Kings' ransom too much for Oil?

ROBERT TYCHKOWSKI, SUN MEDIA

, Last Updated: 9:35 AM ET

There's an old Japanese saying that it takes two people to prune a shrub -- one to do the pruning and one to pull away the shears.

It's supposed to be a commentary on man's irresistible urge to tinker when it's time to leave well enough alone.

Just one more snip here, another cut there, maybe a little more off the side, oops, I'll just even it up over here, until the poor plant winds up getting scalped.

Which brings us to the Edmonton Oilers, who've shown the consistency of a bad haircut all season long.

And you have to wonder if the grief and frustration they're putting fans through now isn't the direct result of one too many off-season clips.

At the end of last year, when the kids took over the team and the Oilers were charging hard down the stretch and the future looked as bright as it had in decades, Kevin Lowe had to be thinking about leaving well enough alone.

If the youngsters picked up in 2008-09 where they left off in '07-08, and the veterans didn't upset the balance when they returned from injury, there was no reason to think Edmonton couldn't contend for the division lead, just as they were.

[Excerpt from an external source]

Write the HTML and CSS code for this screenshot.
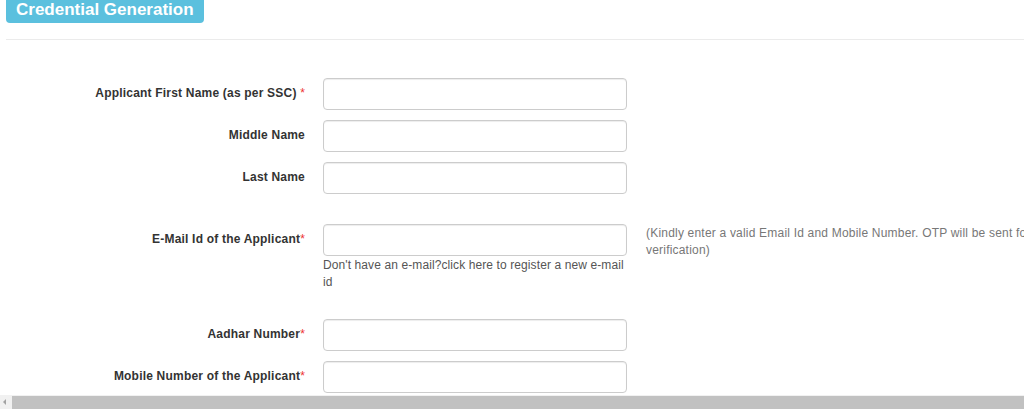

But the temptation to tinker proved too strong, and Lowe swung a deal that, six months later, you have to believe he would dearly like back.

Because as good as Lubomir Visnovsky has been in Edmonton -- and he has been very, very good -- the trade that brought him here is beginning to look like a terrible mistake.

Never in their wildest dreams did the Oilers imagine they would miss Jarret Stoll and Matt Greene as much as they do.

But they do. The Oilers are a disgrace on the penalty kill this season (it's the single biggest reason they're last in the Northwest, 11 points behind Calgary), and part of the problem can be traced to the June 30 deal that sent Stoll and Greene to the Kings.

Or is it just coincidence that L.A.'s penalty kill, dead last in the NHL last season, rocketed to seventh when they arrived?

Or that Edmonton's, fifth last year, plummeted to 29th?

There are other contributing factors, but there's no arguing that Stoll and Greene, two of L.A.'s primary penalty killers, would really help Edmonton right now.

"(The PK) killed us all year long and it killed us again tonight and it killed us last game," said MacTavish, after Edmonton gave up three power play goals to the Flames on New Year's Eve, a day after giving up the winning goal on a late third period power play against Ottawa.

"It's gone poorly from the start.

"We can't win a critical faceoff at a critical time. Somebody has to step up and be able to kill a penalty or we're going to have to try and find somebody who can."

Fans ripped Stoll for not scoring and not playing tough enough upon his return from a head injury, but his contributions in other areas, we are discovering now, were vastly underrated.

The new rule where all power plays begin with a face- off in the shorthanded team's zone makes Stoll, a clutch guy on the draws, all the more valuable.

And in addition to his PK work, wouldn't Greene's muscle come in handy on a team that's soft in front of its own net and had no response when another one of its top producers had to be helped off the ice with an injury after an opposition hit?

Instead, they both went to L.A. for a mobile, puck-moving defenceman.

Now, Visnovsky, Tom Gilbert and Denis Grebeshkov are redundant. You don't need three puck-movers --especially when it's not translating into offence (Edmonton remains in the bottom third in the league in goals).

This is all hindsight, of course, but it doesn't make it wrong.

Visnovsky is excellent, a great guy, creative player, wonderful skater, and there's no undoing the deal.

But it's time management started patching the holes they created in getting him here.